Best Supporting Actor, 1988
• Academy Award: Kevin Kline, A Fish Called Wanda
It’s been a quarter-century now, and I still can’t quite believe this happened. Kevin Kline’s deranged performance as the armpit-sniffing, Italian-spouting, pseudo-intellectual Otto in A Fish Called Wanda seemed far too uniquely brilliant for Oscar recognition; it was a shock when he was nominated, and I vividly remember the whoop of joy I let out when he actually, improbably won. What made it even more remarkable at the time was that Kline was known almost exclusively as a dramatic actor, in films like Sophie’s Choice, The Big Chill, and Cry Freedom—only people who’d seen him onstage or in The Pirates Of Penzance could have anticipated such a broadly comic turn. Even so, Otto is just such a sui generis creation: an absurdist embodiment of American idiocy as seen through English eyes, vulgar yet weirdly graceful, prone to venting his frustration (“I’m disaPPOINTED!!!”) with leaps and kicks that would look at home in a big Broadway dance number. He’s a meathead’s ballet dancer. And while the character is meant to be dimwitted, and frequently is, Kline’s natural intelligence bleeds through in ways that somehow enhance rather than spoil the joke. This performance is as close to a live-action Daffy Duck as we’ve ever seen: It’s fitting that Otto meets his end by getting steamrolled flat as if he were a cartoon character, and doubly fitting that he survives for one final gag. Even the hidebound Academy members were unable to deny such flagrant genius.

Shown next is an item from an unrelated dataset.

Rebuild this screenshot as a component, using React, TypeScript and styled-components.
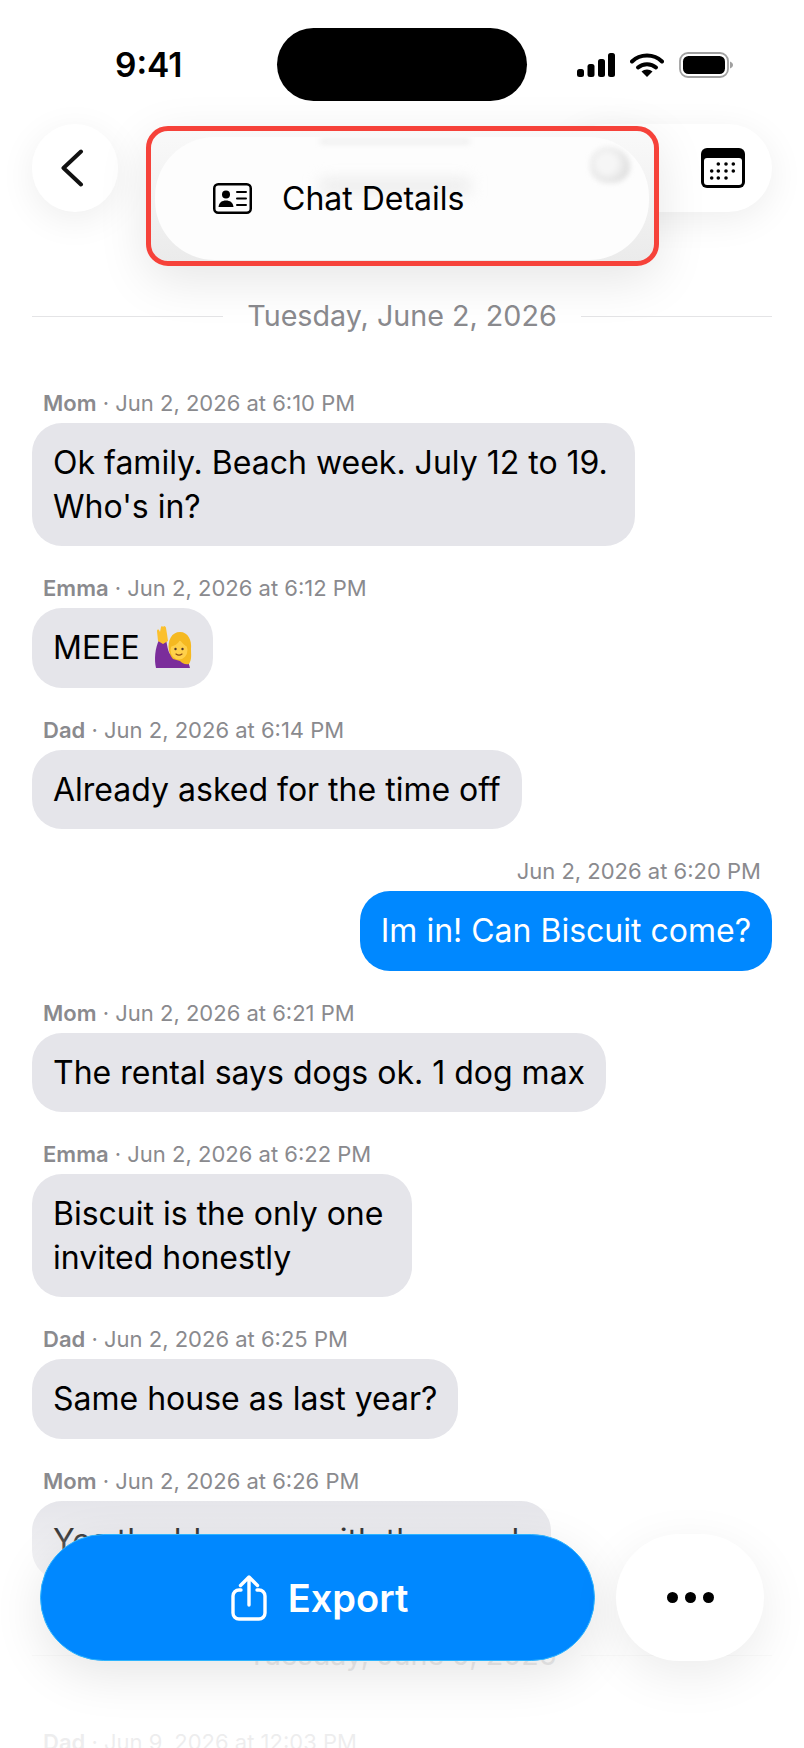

• New York Film Critics Circle: Dean Stockwell, Married To The Mob and Tucker: The Man And His Dream
First of all, ignore the citation for Tucker, in which Dean Stockwell makes a brief, unmemorable cameo as Howard Hughes. He’s gorgeously lit, and accompanied by an eerie soundtrack cue, but the role doesn’t give him anything much to do apart from wear a mustache and politely decline to shake people’s hands. This award (and the one below) were for Married To The Mob—and it could credibly be argued that they also constituted belated recognition for Stockwell’s career-reviving performance in Blue Velvet two years earlier. As mob boss Tony “The Tiger” Russo, who’s pursuing the widow of a man he killed (Michelle Pfeiffer), Stockwell does a solidly goofy wise-guy routine, working an Italian accent and radiating casual menace… though he’s often more of a straight man for Pfeiffer and especially Mercedes Ruehl, playing his jealous wife. As an exercise, I tried watching several of his scenes and mentally replacing Stockwell with Tony Soprano (the fact that they’re both named Tony made it easier), imagining how James Gandolfini would have delivered the same lines. The substitution worked surprisingly well, and diminished Stockwell’s performance a little in my eyes. He’s having a good time, but he remains very much on the character’s surface; it’s unclear to me why he was singled out rather than, say, Matthew Modine. Which is why I really feel like Stockwell’s unforgettable lip-sync rendition of Roy Orbison’s “In Dreams” played a major role in these hosannahs. His role in Blue Velvet was too tiny to merit awards, but that was what got people’s attention; combine that with his dues-paying career as a child actor (dating back to 1945), and he probably seemed very much due.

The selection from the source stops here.